The official military version reported that the convoy had been attacked on the road, and that at least five of the prisoners had died in the shooting that followed, while the rest had fled. Zapata Soñez is reported to have been one of the Montoneros who managed to escape in the shootout, according to the military version of events. The prosecution claims that the military version of events is a cover-up, used to mask illegal executions, and maintain they were common during the Dirty War. It is believed that the massacre, which was ordered by then-Colonel Cristino Nicolaides, was in retaliation for the attack on the 29th Mountain Infantry Regiment in Formosa, carried out by Montoneros guerrillas on 5 October 1975 and which cost the lives of 14 servicemen. Defence lawyer Eduardo Sinforiano San Emeterio, maintains that eight of the prisoners: Nestor Carlos Salas, Reynaldo Zapata Sonez, Carlos Alberto Zamudio, Luis Alberto Díaz, Mario Cuevas, Patricio Blas Tierno and Manuel Parodi Ocampo had in fact been killed in their escape and in the shootout with guerrillas sent to rescue them.

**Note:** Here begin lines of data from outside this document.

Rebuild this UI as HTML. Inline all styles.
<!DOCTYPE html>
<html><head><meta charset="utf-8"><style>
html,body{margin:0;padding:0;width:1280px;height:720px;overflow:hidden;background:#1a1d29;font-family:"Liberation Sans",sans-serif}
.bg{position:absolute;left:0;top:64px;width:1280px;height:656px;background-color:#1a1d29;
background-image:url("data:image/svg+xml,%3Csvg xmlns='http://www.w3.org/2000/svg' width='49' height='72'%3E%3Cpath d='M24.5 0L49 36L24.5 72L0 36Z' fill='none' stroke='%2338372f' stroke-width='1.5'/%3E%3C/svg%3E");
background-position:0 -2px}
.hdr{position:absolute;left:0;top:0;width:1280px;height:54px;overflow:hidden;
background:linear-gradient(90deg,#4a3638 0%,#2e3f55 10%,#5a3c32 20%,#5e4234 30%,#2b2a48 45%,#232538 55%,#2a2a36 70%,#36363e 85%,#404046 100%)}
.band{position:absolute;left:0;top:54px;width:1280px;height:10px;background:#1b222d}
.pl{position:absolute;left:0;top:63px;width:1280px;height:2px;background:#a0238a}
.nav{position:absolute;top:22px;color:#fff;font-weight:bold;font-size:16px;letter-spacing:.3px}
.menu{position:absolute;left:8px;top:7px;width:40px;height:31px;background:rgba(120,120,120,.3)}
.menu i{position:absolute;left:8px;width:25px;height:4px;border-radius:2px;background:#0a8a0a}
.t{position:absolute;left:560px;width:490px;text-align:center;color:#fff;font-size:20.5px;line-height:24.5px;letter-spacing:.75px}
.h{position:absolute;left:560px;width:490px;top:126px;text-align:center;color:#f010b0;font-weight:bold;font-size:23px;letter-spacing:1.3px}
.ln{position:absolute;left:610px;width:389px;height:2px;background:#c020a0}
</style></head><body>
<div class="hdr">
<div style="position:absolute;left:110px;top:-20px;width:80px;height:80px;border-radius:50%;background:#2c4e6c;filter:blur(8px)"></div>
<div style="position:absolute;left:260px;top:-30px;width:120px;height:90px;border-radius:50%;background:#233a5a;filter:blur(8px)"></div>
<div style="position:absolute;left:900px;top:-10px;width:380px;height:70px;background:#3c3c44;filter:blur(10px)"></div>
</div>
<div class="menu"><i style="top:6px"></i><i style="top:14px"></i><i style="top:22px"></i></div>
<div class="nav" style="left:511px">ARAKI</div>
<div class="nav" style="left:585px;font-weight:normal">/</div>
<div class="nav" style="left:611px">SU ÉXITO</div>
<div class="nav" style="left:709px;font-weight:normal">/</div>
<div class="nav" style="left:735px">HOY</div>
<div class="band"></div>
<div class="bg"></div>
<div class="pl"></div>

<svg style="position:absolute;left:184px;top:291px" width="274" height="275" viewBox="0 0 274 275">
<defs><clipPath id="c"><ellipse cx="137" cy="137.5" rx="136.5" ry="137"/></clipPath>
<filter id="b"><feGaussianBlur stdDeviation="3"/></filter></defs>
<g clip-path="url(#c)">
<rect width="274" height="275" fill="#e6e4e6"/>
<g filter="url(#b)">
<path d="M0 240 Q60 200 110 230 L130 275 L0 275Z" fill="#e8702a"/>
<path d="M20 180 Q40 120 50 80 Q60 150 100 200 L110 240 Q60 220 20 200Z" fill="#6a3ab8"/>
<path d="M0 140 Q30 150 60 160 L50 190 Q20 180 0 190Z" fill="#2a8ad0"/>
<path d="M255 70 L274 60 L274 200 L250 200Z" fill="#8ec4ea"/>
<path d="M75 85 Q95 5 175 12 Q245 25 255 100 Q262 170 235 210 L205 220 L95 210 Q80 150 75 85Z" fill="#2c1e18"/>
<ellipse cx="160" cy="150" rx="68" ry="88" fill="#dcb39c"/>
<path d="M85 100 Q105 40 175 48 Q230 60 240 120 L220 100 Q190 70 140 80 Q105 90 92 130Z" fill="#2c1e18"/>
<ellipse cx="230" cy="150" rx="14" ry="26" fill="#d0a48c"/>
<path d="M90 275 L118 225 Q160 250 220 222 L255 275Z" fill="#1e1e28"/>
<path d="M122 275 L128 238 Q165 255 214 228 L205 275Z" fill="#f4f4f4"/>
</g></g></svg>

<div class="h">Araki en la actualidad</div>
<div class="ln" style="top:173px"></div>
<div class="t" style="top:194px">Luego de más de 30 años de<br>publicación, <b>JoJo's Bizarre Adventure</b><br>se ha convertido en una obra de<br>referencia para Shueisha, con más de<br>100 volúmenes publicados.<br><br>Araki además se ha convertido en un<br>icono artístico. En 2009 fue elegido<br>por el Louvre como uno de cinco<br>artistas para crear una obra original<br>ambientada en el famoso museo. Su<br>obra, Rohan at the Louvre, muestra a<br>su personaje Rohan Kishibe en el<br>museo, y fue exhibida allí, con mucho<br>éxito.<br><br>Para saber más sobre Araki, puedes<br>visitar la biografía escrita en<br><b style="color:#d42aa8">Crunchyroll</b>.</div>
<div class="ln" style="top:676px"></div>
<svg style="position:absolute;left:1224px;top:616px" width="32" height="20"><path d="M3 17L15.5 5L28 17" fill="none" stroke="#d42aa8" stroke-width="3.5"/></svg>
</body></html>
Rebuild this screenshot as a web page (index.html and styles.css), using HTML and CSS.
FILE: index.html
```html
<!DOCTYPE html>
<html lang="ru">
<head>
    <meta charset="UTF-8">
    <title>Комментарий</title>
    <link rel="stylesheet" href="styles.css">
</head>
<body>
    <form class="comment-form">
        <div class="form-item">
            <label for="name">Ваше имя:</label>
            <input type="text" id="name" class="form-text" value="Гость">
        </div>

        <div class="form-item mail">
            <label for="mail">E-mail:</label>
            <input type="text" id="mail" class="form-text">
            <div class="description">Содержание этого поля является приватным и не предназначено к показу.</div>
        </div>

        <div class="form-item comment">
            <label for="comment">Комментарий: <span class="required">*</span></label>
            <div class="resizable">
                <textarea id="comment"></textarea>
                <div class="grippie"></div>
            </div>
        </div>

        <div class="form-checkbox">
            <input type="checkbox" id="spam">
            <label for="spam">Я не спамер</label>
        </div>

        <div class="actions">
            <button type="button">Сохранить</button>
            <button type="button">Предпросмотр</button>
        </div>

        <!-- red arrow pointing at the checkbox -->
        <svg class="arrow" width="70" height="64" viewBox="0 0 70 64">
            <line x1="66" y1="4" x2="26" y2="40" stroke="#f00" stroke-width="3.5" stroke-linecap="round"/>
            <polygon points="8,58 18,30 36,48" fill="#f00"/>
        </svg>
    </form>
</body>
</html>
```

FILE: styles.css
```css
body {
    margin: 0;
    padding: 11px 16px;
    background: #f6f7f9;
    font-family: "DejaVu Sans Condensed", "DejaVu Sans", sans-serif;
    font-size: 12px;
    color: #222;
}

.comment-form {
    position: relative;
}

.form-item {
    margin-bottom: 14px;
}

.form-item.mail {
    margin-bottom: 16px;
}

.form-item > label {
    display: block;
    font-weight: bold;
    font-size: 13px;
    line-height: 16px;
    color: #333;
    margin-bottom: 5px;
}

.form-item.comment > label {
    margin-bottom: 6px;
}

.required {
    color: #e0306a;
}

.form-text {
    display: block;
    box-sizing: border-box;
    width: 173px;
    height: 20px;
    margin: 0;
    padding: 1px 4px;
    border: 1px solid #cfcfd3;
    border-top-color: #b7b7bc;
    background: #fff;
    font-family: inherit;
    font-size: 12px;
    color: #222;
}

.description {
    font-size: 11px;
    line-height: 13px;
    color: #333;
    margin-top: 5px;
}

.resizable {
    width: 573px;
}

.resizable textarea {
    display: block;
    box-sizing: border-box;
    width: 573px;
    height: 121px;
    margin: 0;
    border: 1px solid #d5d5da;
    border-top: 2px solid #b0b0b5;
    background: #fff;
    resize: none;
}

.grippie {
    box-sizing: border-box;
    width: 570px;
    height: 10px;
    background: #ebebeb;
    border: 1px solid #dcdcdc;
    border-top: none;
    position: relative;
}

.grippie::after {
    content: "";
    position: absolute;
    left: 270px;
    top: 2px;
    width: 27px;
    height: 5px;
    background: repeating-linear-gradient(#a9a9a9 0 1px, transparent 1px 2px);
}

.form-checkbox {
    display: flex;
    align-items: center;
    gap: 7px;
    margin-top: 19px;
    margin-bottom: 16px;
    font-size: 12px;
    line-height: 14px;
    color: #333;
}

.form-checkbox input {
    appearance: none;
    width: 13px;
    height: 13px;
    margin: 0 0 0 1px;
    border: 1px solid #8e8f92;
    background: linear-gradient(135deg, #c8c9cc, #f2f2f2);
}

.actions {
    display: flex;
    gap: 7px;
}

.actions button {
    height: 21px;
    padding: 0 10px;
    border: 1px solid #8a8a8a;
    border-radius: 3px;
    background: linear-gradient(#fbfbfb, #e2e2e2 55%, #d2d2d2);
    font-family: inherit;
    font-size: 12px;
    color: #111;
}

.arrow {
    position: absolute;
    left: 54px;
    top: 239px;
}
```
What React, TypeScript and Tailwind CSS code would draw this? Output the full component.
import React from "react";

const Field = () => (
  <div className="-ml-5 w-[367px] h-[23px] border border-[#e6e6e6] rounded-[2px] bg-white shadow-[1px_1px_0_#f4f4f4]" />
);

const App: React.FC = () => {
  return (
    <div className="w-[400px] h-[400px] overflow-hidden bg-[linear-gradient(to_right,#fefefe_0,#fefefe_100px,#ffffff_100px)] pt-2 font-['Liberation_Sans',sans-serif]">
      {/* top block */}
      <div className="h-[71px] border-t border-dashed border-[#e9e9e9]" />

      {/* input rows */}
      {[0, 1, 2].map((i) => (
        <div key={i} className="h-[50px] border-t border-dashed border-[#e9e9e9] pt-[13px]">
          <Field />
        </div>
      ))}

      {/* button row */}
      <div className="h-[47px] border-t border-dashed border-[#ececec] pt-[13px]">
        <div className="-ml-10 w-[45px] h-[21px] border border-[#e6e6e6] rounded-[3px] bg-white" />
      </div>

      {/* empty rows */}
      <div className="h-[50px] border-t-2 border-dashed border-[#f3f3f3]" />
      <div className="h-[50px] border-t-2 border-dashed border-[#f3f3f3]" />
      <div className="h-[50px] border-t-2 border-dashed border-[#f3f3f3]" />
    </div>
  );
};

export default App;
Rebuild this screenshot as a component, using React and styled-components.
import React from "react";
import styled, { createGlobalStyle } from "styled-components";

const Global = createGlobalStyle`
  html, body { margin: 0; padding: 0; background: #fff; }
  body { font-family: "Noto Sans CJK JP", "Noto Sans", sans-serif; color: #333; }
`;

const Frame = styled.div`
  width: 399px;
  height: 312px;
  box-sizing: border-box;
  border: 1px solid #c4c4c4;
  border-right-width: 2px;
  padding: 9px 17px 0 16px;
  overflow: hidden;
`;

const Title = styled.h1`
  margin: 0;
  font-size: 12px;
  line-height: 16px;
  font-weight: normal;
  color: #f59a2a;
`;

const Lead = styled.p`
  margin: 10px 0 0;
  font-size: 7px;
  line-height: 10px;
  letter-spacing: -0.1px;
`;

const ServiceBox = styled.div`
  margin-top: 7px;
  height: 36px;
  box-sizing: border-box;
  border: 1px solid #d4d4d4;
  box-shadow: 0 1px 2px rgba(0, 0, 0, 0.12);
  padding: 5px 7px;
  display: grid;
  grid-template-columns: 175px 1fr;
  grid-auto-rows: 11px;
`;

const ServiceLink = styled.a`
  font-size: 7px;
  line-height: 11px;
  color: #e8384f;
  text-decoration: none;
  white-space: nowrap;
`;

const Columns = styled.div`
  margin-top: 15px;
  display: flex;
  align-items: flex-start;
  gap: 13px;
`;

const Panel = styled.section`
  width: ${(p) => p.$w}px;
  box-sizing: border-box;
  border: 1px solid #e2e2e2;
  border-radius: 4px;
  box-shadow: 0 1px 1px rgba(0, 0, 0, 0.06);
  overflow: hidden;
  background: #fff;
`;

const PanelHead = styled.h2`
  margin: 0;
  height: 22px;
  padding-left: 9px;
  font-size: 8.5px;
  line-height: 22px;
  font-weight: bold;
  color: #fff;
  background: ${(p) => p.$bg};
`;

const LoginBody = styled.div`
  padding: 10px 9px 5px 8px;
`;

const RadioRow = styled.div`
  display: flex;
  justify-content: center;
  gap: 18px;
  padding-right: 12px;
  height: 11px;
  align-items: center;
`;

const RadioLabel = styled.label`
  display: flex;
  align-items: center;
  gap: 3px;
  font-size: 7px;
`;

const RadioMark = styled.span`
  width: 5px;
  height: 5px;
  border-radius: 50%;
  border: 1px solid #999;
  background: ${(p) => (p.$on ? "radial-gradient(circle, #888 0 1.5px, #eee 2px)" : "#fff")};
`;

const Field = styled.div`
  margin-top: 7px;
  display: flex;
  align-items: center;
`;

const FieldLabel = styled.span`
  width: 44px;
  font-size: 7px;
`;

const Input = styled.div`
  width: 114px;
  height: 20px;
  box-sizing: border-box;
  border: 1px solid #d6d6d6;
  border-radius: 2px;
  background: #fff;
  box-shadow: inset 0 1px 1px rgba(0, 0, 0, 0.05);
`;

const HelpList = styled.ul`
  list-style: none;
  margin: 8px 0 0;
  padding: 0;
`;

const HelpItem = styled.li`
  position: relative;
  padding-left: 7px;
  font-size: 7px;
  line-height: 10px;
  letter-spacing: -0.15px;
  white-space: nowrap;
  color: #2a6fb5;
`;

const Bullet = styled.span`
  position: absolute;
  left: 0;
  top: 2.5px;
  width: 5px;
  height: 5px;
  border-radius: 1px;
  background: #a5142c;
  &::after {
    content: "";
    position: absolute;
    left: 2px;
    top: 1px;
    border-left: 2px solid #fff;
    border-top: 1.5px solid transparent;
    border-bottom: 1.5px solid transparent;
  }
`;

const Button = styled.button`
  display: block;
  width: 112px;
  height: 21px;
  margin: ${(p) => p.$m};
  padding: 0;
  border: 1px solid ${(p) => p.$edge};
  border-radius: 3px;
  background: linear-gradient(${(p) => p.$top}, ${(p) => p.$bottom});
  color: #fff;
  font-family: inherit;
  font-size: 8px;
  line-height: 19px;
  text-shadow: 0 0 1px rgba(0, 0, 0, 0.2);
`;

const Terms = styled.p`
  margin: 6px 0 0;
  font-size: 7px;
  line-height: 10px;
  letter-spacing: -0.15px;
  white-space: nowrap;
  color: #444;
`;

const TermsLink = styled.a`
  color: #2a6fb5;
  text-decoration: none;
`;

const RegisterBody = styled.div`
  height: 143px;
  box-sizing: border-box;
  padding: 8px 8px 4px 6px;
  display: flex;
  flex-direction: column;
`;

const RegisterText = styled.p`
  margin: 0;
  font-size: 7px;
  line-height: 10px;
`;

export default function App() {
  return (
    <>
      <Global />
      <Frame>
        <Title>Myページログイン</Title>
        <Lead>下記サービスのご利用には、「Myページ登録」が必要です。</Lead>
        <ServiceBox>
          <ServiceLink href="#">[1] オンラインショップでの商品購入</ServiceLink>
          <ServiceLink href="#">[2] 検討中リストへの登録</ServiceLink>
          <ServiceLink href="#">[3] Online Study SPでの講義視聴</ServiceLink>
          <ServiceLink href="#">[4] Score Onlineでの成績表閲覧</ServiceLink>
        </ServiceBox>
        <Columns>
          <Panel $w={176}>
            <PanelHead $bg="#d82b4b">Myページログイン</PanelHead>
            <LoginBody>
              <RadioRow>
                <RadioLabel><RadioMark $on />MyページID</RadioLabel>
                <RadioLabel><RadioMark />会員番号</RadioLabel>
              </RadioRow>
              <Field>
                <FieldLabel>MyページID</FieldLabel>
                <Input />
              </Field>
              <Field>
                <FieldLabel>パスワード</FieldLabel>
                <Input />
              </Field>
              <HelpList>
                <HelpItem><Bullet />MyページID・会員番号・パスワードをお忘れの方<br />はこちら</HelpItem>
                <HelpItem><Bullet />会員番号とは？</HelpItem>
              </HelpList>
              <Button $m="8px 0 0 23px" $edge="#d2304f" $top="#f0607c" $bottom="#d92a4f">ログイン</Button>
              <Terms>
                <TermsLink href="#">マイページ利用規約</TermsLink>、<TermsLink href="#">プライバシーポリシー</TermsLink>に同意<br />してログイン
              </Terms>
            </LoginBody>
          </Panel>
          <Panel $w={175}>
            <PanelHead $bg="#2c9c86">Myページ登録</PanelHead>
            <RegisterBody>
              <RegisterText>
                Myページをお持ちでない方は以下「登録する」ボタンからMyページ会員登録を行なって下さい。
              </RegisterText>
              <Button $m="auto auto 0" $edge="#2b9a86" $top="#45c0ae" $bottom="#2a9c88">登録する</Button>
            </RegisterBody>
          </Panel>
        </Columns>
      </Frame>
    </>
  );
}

== 1985 Trial of the Juntas ==

The massacre was one of many cases included in the Trial of the Juntas in 1985, two years after the end of the dictatorship. The Buenos Aires Federal Chamber sentenced that the official version of the story lacked verisimilitude and found junta leader Jorge Rafael Videla guilty of homicide. The Federal Chambers of Rosario and Paraná dictated the same sentence for Cristino Nicolaides, junta leader Leopoldo Galtieri and Santa Fe Provincial Police chief Wenceslao Ceniquel.